◆ To be done
Copy every line in which the string "components" occurs.

◆ Provided data

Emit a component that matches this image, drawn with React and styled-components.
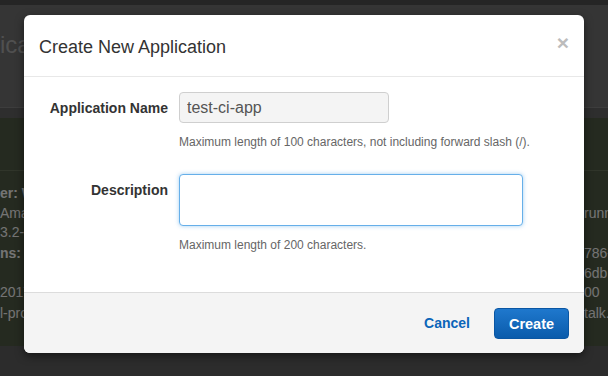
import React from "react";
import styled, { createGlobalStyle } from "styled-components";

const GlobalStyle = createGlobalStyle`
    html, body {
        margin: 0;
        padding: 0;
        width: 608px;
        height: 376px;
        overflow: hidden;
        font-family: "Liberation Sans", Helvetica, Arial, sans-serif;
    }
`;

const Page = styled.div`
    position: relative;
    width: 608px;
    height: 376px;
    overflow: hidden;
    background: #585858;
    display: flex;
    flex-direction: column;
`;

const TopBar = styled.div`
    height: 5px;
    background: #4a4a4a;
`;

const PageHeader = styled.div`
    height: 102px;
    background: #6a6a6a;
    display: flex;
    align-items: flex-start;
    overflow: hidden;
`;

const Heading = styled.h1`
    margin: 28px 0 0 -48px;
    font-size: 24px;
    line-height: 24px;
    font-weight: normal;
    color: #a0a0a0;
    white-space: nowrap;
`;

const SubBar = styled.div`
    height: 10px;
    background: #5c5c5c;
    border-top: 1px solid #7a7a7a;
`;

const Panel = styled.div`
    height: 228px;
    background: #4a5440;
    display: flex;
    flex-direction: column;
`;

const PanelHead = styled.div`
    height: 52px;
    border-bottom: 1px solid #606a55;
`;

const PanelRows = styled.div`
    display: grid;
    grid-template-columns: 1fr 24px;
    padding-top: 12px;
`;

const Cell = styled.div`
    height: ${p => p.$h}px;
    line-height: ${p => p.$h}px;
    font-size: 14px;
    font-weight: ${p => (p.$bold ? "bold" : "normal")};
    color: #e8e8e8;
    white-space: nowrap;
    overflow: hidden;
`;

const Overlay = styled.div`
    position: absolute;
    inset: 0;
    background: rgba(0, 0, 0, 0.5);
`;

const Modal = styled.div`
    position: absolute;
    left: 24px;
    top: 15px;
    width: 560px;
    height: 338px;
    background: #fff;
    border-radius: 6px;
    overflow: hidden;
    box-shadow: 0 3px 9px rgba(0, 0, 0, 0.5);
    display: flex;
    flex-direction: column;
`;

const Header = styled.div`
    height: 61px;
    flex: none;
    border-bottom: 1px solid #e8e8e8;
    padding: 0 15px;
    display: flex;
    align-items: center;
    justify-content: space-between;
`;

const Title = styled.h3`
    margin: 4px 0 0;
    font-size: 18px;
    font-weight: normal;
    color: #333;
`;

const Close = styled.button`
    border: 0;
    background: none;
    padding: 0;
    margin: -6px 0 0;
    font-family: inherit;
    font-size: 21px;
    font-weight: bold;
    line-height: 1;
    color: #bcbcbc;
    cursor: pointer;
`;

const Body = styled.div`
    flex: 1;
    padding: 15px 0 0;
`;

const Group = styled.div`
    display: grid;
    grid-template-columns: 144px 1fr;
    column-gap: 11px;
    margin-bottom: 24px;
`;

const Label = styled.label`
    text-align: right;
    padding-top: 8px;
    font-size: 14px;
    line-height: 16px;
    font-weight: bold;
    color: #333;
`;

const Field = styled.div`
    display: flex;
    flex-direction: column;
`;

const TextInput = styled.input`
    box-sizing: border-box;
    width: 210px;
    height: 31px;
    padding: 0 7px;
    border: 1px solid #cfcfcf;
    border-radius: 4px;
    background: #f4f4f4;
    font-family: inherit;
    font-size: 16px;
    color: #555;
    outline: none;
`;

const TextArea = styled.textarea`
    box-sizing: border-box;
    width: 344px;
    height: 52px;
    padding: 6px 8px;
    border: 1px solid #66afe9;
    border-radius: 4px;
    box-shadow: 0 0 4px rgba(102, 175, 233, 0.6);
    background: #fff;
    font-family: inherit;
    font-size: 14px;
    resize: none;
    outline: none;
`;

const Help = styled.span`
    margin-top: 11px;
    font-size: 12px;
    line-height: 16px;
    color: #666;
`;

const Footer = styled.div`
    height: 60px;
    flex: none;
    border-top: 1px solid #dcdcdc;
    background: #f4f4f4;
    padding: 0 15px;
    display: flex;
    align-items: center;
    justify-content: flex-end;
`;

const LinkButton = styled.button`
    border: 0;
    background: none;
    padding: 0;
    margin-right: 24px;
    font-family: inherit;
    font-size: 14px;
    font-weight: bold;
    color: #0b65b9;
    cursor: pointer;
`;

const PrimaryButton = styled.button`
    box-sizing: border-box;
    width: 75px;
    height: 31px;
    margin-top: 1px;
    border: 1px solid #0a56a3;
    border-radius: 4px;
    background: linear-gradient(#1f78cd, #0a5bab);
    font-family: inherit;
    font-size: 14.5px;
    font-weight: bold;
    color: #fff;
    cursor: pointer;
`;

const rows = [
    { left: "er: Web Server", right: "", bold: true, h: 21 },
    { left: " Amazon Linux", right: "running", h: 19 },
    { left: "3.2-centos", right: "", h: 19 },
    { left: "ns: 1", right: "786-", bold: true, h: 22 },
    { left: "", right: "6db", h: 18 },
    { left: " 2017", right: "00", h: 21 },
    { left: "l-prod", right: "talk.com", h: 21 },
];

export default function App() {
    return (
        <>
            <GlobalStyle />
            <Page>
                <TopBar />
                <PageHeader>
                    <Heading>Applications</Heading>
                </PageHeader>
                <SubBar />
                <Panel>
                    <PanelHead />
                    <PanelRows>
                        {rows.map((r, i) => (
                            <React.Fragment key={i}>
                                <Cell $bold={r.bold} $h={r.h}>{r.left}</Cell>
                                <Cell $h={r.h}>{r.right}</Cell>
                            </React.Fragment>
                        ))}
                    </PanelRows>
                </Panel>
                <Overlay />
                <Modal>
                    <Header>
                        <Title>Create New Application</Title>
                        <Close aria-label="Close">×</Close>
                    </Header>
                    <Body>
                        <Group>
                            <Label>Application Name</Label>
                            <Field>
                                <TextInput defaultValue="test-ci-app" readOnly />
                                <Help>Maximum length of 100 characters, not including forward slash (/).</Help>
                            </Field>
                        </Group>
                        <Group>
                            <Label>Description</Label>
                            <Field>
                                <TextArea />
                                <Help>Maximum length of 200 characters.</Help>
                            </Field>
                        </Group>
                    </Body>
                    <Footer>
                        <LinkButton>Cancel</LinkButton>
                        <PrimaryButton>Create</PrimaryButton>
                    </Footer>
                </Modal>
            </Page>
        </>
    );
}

◆ Answer to this exercise
Emit a component that matches this image, drawn with React and styled-components.
import styled, { createGlobalStyle } from "styled-components";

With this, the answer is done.